> The exercise: Reproduce the listing below exactly. Pictures do not belong in the copy.

+++++

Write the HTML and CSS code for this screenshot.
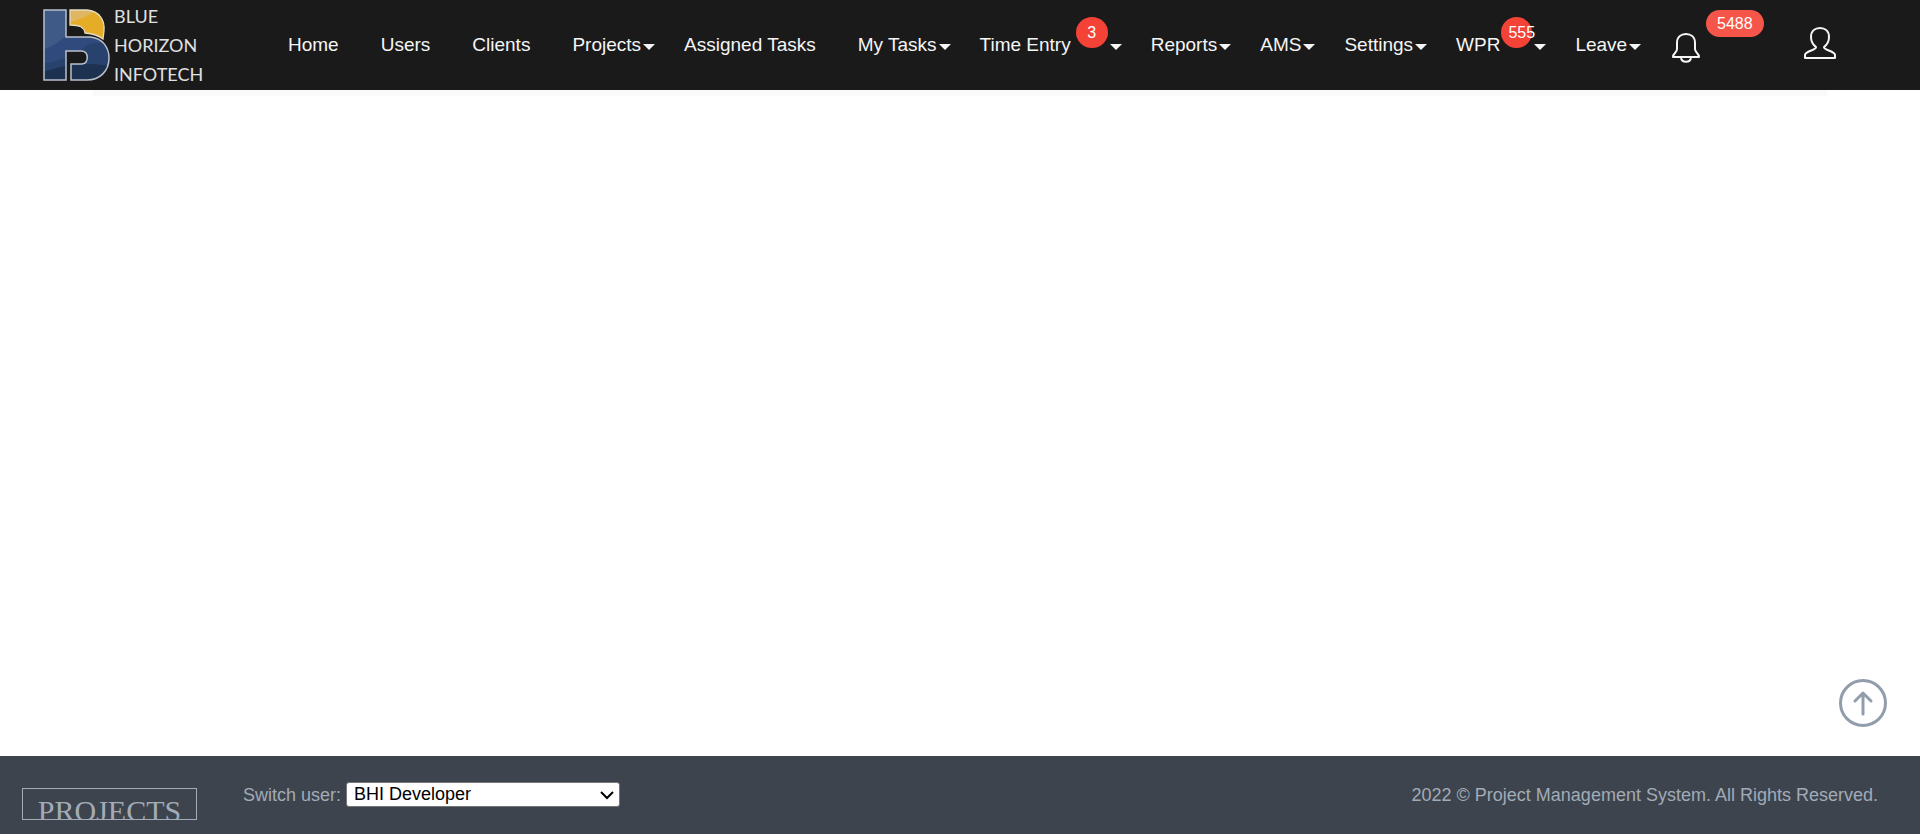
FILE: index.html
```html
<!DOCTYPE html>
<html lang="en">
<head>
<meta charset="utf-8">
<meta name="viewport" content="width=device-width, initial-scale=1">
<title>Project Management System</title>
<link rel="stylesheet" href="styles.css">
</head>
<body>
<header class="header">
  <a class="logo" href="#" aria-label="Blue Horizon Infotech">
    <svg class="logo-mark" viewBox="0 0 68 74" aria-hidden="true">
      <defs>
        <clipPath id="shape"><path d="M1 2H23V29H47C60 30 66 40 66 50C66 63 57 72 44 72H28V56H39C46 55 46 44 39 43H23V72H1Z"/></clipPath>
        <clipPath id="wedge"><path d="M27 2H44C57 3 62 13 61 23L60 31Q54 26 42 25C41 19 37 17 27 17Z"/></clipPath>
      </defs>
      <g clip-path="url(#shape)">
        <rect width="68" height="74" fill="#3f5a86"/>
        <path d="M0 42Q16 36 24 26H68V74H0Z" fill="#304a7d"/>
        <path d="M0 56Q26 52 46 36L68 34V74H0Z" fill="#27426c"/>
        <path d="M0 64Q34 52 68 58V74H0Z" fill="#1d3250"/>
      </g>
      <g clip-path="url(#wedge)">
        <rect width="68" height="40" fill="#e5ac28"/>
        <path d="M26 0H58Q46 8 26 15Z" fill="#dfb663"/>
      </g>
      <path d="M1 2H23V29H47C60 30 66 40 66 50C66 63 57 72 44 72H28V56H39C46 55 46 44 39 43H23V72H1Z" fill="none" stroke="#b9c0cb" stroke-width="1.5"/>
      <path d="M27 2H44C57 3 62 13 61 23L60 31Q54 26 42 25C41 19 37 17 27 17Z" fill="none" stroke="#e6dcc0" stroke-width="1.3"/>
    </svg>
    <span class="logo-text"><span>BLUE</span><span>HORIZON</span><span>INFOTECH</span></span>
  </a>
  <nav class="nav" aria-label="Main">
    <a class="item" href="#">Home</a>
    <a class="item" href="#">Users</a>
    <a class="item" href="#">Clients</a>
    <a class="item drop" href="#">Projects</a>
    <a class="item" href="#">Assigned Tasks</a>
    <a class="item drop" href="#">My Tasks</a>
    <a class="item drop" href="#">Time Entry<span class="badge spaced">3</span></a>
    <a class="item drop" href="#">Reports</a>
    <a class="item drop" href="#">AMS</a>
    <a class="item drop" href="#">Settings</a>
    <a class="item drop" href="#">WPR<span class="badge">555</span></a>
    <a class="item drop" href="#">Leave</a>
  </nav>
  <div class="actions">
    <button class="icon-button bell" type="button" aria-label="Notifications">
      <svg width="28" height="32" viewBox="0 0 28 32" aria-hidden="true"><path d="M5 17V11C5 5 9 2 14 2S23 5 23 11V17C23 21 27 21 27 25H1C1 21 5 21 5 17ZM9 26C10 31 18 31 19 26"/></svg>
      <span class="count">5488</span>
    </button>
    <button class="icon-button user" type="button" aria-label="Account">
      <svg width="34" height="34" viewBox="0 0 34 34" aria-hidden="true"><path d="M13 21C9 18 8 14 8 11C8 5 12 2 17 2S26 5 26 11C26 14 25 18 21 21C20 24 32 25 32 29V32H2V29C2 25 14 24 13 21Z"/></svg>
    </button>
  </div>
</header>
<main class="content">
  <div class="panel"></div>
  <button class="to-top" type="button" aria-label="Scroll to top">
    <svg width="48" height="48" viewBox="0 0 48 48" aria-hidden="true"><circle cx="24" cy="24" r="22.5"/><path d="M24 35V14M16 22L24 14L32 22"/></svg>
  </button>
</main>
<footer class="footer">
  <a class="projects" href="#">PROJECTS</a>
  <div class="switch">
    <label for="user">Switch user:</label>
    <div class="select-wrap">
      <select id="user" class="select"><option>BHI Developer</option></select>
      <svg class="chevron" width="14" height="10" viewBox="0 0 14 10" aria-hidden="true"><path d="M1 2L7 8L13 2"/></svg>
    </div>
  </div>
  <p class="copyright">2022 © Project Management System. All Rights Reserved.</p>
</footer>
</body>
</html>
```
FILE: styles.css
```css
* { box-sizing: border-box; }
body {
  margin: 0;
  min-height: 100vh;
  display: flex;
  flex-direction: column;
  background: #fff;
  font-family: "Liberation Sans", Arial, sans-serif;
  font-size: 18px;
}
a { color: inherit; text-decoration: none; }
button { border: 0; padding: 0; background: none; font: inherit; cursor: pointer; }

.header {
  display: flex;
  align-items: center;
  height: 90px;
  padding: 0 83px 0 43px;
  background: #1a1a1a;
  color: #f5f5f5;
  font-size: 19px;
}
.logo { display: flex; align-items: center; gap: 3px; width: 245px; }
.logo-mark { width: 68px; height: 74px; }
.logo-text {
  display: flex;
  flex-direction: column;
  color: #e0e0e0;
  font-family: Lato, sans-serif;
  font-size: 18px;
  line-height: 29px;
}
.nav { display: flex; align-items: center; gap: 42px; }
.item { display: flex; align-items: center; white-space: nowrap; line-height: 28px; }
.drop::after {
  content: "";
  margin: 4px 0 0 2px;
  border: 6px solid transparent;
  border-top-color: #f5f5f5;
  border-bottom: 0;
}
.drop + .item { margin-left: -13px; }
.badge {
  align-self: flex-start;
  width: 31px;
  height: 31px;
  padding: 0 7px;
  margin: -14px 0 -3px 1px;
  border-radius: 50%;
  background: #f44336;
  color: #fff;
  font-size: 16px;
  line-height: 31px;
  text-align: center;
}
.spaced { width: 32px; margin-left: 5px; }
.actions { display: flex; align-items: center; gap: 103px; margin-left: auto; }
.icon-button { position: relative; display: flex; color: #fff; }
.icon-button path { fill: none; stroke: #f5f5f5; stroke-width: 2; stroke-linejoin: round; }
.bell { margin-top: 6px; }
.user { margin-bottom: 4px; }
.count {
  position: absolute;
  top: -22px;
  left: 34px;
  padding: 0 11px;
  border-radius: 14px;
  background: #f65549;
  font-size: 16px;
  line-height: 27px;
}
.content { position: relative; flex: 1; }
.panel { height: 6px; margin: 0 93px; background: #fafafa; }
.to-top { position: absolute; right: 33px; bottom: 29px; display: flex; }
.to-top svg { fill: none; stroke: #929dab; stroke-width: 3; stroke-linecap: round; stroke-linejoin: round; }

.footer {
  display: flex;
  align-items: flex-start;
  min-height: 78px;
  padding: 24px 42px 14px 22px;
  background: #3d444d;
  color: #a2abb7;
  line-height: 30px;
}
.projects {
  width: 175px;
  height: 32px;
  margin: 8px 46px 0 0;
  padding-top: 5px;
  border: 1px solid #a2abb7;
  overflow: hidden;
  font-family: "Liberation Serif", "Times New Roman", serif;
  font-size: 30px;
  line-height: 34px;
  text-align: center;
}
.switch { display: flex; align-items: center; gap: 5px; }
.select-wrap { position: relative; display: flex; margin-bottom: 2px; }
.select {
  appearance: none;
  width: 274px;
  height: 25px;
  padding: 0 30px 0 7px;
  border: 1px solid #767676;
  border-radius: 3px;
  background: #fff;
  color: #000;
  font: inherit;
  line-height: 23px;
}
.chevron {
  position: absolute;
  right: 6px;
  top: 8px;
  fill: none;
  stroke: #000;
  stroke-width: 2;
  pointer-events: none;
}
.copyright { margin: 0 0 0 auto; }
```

+++++

> Problem solution:
Write the HTML and CSS code for this screenshot.
FILE: index.html
```html
<!DOCTYPE html>
<html lang="en">
<head>
<meta charset="utf-8">
<meta name="viewport" content="width=device-width, initial-scale=1">
<title>Project Management System</title>
<link rel="stylesheet" href="styles.css">
</head>
<body>
<header class="header">
  <a class="logo" href="#" aria-label="Blue Horizon Infotech">
    <svg class="logo-mark" viewBox="0 0 68 74" aria-hidden="true">
      <defs>
        <clipPath id="shape"><path d="M1 2H23V29H47C60 30 66 40 66 50C66 63 57 72 44 72H28V56H39C46 55 46 44 39 43H23V72H1Z"/></clipPath>
        <clipPath id="wedge"><path d="M27 2H44C57 3 62 13 61 23L60 31Q54 26 42 25C41 19 37 17 27 17Z"/></clipPath>
      </defs>
      <g clip-path="url(#shape)">
        <rect width="68" height="74" fill="#3f5a86"/>
        <path d="M0 42Q16 36 24 26H68V74H0Z" fill="#304a7d"/>
        <path d="M0 56Q26 52 46 36L68 34V74H0Z" fill="#27426c"/>
        <path d="M0 64Q34 52 68 58V74H0Z" fill="#1d3250"/>
      </g>
      <g clip-path="url(#wedge)">
        <rect width="68" height="40" fill="#e5ac28"/>
        <path d="M26 0H58Q46 8 26 15Z" fill="#dfb663"/>
      </g>
      <path d="M1 2H23V29H47C60 30 66 40 66 50C66 63 57 72 44 72H28V56H39C46 55 46 44 39 43H23V72H1Z" fill="none" stroke="#b9c0cb" stroke-width="1.5"/>
      <path d="M27 2H44C57 3 62 13 61 23L60 31Q54 26 42 25C41 19 37 17 27 17Z" fill="none" stroke="#e6dcc0" stroke-width="1.3"/>
    </svg>
    <span class="logo-text"><span>BLUE</span><span>HORIZON</span><span>INFOTECH</span></span>
  </a>
  <nav class="nav" aria-label="Main">
    <a class="item" href="#">Home</a>
    <a class="item" href="#">Users</a>
    <a class="item" href="#">Clients</a>
    <a class="item drop" href="#">Projects</a>
    <a class="item" href="#">Assigned Tasks</a>
    <a class="item drop" href="#">My Tasks</a>
    <a class="item drop" href="#">Time Entry<span class="badge spaced">3</span></a>
    <a class="item drop" href="#">Reports</a>
    <a class="item drop" href="#">AMS</a>
    <a class="item drop" href="#">Settings</a>
    <a class="item drop" href="#">WPR<span class="badge">555</span></a>
    <a class="item drop" href="#">Leave</a>
  </nav>
  <div class="actions">
    <button class="icon-button bell" type="button" aria-label="Notifications">
      <svg width="28" height="32" viewBox="0 0 28 32" aria-hidden="true"><path d="M5 17V11C5 5 9 2 14 2S23 5 23 11V17C23 21 27 21 27 25H1C1 21 5 21 5 17ZM9 26C10 31 18 31 19 26"/></svg>
      <span class="count">5488</span>
    </button>
    <button class="icon-button user" type="button" aria-label="Account">
      <svg width="34" height="34" viewBox="0 0 34 34" aria-hidden="true"><path d="M13 21C9 18 8 14 8 11C8 5 12 2 17 2S26 5 26 11C26 14 25 18 21 21C20 24 32 25 32 29V32H2V29C2 25 14 24 13 21Z"/></svg>
    </button>
  </div>
</header>
<main class="content">
  <div class="panel"></div>
  <button class="to-top" type="button" aria-label="Scroll to top">
    <svg width="48" height="48" viewBox="0 0 48 48" aria-hidden="true"><circle cx="24" cy="24" r="22.5"/><path d="M24 35V14M16 22L24 14L32 22"/></svg>
  </button>
</main>
<footer class="footer">
  <a class="projects" href="#">PROJECTS</a>
  <div class="switch">
    <label for="user">Switch user:</label>
    <div class="select-wrap">
      <select id="user" class="select"><option>BHI Developer</option></select>
      <svg class="chevron" width="14" height="10" viewBox="0 0 14 10" aria-hidden="true"><path d="M1 2L7 8L13 2"/></svg>
    </div>
  </div>
  <p class="copyright">2022 © Project Management System. All Rights Reserved.</p>
</footer>
</body>
</html>
```
FILE: styles.css
```css
* { box-sizing: border-box; }
body {
  margin: 0;
  min-height: 100vh;
  display: flex;
  flex-direction: column;
  background: #fff;
  font-family: "Liberation Sans", Arial, sans-serif;
  font-size: 18px;
}
a { color: inherit; text-decoration: none; }
button { border: 0; padding: 0; background: none; font: inherit; cursor: pointer; }

.header {
  display: flex;
  align-items: center;
  height: 90px;
  padding: 0 83px 0 43px;
  background: #1a1a1a;
  color: #f5f5f5;
  font-size: 19px;
}
.logo { display: flex; align-items: center; gap: 3px; width: 245px; }
.logo-mark { width: 68px; height: 74px; }
.logo-text {
  display: flex;
  flex-direction: column;
  color: #e0e0e0;
  font-family: Lato, sans-serif;
  font-size: 18px;
  line-height: 29px;
}
.nav { display: flex; align-items: center; gap: 42px; }
.item { display: flex; align-items: center; white-space: nowrap; line-height: 28px; }
.drop::after {
  content: "";
  margin: 4px 0 0 2px;
  border: 6px solid transparent;
  border-top-color: #f5f5f5;
  border-bottom: 0;
}
.drop + .item { margin-left: -13px; }
.badge {
  align-self: flex-start;
  width: 31px;
  height: 31px;
  padding: 0 7px;
  margin: -14px 0 -3px 1px;
  border-radius: 50%;
  background: #f44336;
  color: #fff;
  font-size: 16px;
  line-height: 31px;
  text-align: center;
}
.spaced { width: 32px; margin-left: 5px; }
.actions { display: flex; align-items: center; gap: 103px; margin-left: auto; }
.icon-button { position: relative; display: flex; color: #fff; }
.icon-button path { fill: none; stroke: #f5f5f5; stroke-width: 2; stroke-linejoin: round; }
.bell { margin-top: 6px; }
.user { margin-bottom: 4px; }
.count {
  position: absolute;
  top: -22px;
  left: 34px;
  padding: 0 11px;
  border-radius: 14px;
  background: #f65549;
  font-size: 16px;
  line-height: 27px;
}
.content { position: relative; flex: 1; }
.panel { height: 6px; margin: 0 93px; background: #fafafa; }
.to-top { position: absolute; right: 33px; bottom: 29px; display: flex; }
.to-top svg { fill: none; stroke: #929dab; stroke-width: 3; stroke-linecap: round; stroke-linejoin: round; }

.footer {
  display: flex;
  align-items: flex-start;
  min-height: 78px;
  padding: 24px 42px 14px 22px;
  background: #3d444d;
  color: #a2abb7;
  line-height: 30px;
}
.projects {
  width: 175px;
  height: 32px;
  margin: 8px 46px 0 0;
  padding-top: 5px;
  border: 1px solid #a2abb7;
  overflow: hidden;
  font-family: "Liberation Serif", "Times New Roman", serif;
  font-size: 30px;
  line-height: 34px;
  text-align: center;
}
.switch { display: flex; align-items: center; gap: 5px; }
.select-wrap { position: relative; display: flex; margin-bottom: 2px; }
.select {
  appearance: none;
  width: 274px;
  height: 25px;
  padding: 0 30px 0 7px;
  border: 1px solid #767676;
  border-radius: 3px;
  background: #fff;
  color: #000;
  font: inherit;
  line-height: 23px;
}
.chevron {
  position: absolute;
  right: 6px;
  top: 8px;
  fill: none;
  stroke: #000;
  stroke-width: 2;
  pointer-events: none;
}
.copyright { margin: 0 0 0 auto; }
```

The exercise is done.